In what is probably the most anti-climactic event in Jewish history, the nation that merely forty days earlier had heard the ten commandments from G-d at Sinai turned to idol worship and served the Golden Calf.
As Moshe comes down the mountain, he hears tumultuous shouts emanating from the people who were celebrating their newfound deity. His student, Yehoshua, also hears the sounds and declares, “the sound of battle is in the camp” (32:17). Moshe listens and amends the theory. He tells Yehoshua, “It is not the sound of victory, nor the sound of defeat, I hear the sound of distress.” When Moshe sees the Golden Calf, he breaks the Tablets and restores order, sanity, and the belief in Hashem.
What is strange is the contrast in the understanding of the sounds heard. If the Jewish People revelled and celebrated, why did Yehoshua hear sounds of war while Moshe, hearing the same sounds, heard sounds of distress? Shouldn’t they both have heard the sound of celebration and festivity?

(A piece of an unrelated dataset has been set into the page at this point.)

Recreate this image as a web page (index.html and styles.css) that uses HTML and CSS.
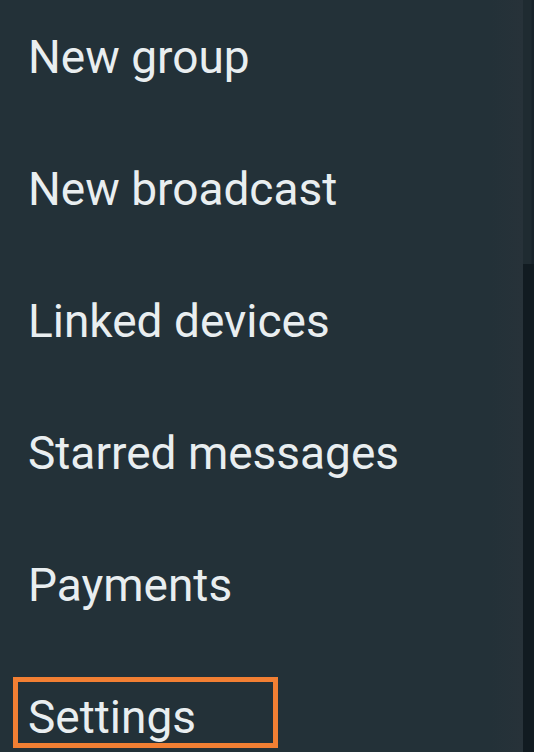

The Jews got up to revel around the golden calf. Moshe, however, knew the difference between true joy and confusion. The Jews revel were, in essence, distressed but was masked with drinks and noisemakers. True joy is coupled with a certainty and a sense of direction, something lacking for those Jews celebrating the idol. The Jews may have gotten up to celebrate, but it was no celebration. It may have looked like a party to the untrained eye, but Moshe knew the sound of true joy which did not exist with the Golden Calf. True joy is the harmony of spirituality and contentment. Superficial sounds of euphoria and celebration are heard by those with insight as sounds of battle and distress.
Ramban cites a Midrash that Moshe’s answer was an implied rebuke to Yehoshua as if to say that the future leader of Israel must be able to detect people’s moods by the way they sound.
Chafetz Chaim explains the importance of a leader and a visionary to “read between the lines” and understand people’s different voices and what lies beneath them.
We are all leaders in some capacity and should train ourselves to listen carefully in every situation, to “read in between the lines,” and understand what is really being said and intended.